Great customer managers know this and use this time to not only win the customer’s business back but also to figure out how they’re going to make sure this problem doesn’t become consistent.
For example, let’s say an angry customer decides that Klaviyo isn’t doing a good job of helping them organize their email list and send out campaigns. They decide to delete their account. Hypothetically, let’s say that as they delete their account, Klaviyo asks them to answer three questions and rate their experience on a scale of 5 stars.
Klaviyo gets these results and instead of writing off this customer…they personalize a message to them. They acknowledge that the customer isn’t happy with the product and explain how to organize an email list on Klaviyo and create a campaign.
The customer sees a personalized email from Klaviyo showing them exactly how to solve all the problems they were having. They respond and decide to open their account back up.

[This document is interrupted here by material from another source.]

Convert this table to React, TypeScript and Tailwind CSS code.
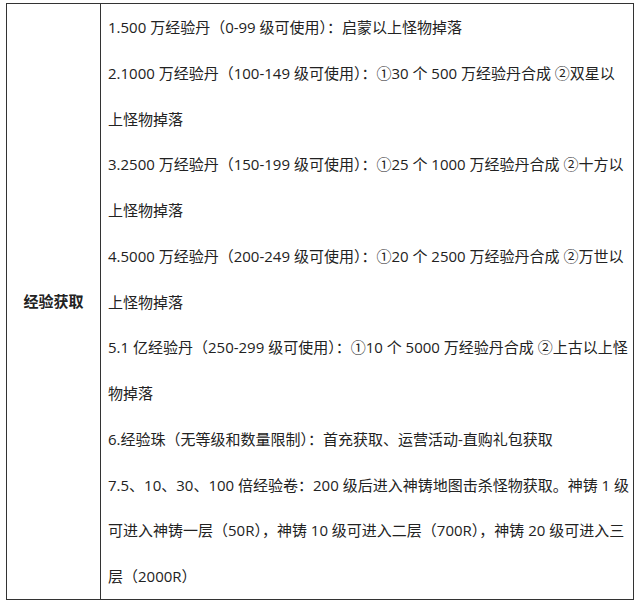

Klaviyo reaches back out in a week to make sure the customer is succeeding in organizing their list and starting campaigns.
Great customer success managers know that this may sound like a lot of work, but it’s just email templates and flows, personalized with the customer’s name. If the customer is having trouble organizing their email list, they’ll get a set piece of copy that is written to solve that problem. If the customer also can’t figure out how to run a campaign, they’ll also get written copy on how to do so.
The Marketing Insider Group highlights personalization in their article, 5 Steps To Strengthen Your Customer Success Game,
“Make users feel valued by customizing outreach with workflow automation tools. Include the customer’s name, the product she purchased, and the date of purchase. Contact her a few days after purchase; if you offer a service, do it once a month or so for as long as she’s a customer.”
A great customer success manager is an essential part of a growing startup. They’re going to make your customers happier which means that they’ll turn into brand advocates, marketing your SaaS product for you—because they like using it that much.
That’s when you’ve hit SaaS gold and your business starts to pick up speed.